If you want a simple framework, watch whether this stays a single FDIC press release, or becomes a pattern.

The takeaway

Metropolitan Capital Bank and Trust failing does not mean the sky is falling.

It does mean the higher-rate environment is still doing its job: pressuring the weakest balance sheets first and exposing fragility that looks invisible in calmer markets.

The metals crash shows how fast crowded trades can unwind when the dollar jolts higher.

Bitcoin’s dip shows BTC still moves with liquidity and leverage in the short run.

Put together, the day reads like a reminder.

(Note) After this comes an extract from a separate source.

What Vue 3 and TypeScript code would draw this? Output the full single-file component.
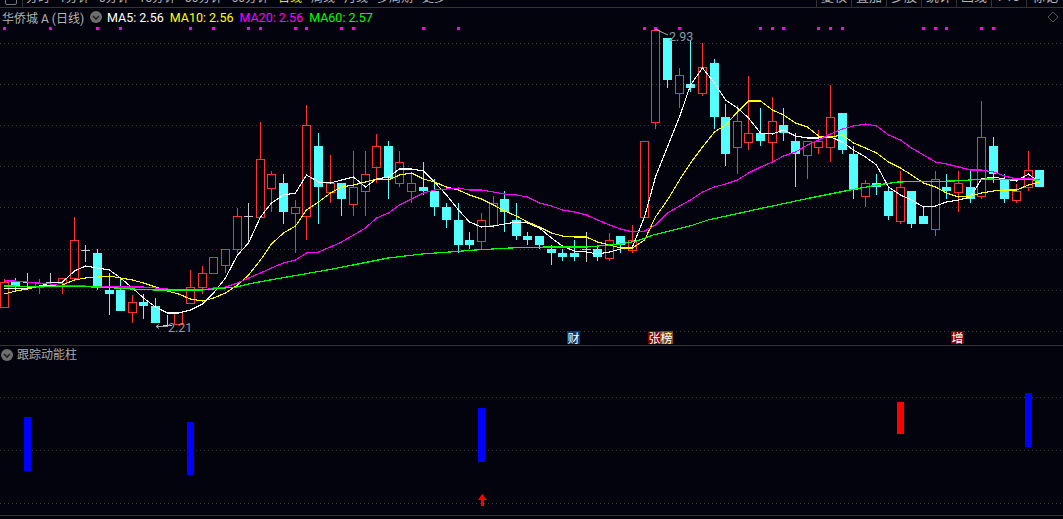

Financial systems can look stable right up until they need a backstop. Markets can look calm right up until leverage has to be paid for. Bitcoin sits in the middle of that contradiction.

It sells off when liquidity tightens, and it exists because people got tired of trusting institutions to always hold up under stress.

Today did not prove Bitcoin right, and it did not disprove it either.

It just put the original question back on the table: who do you rely on when the system has a bad day?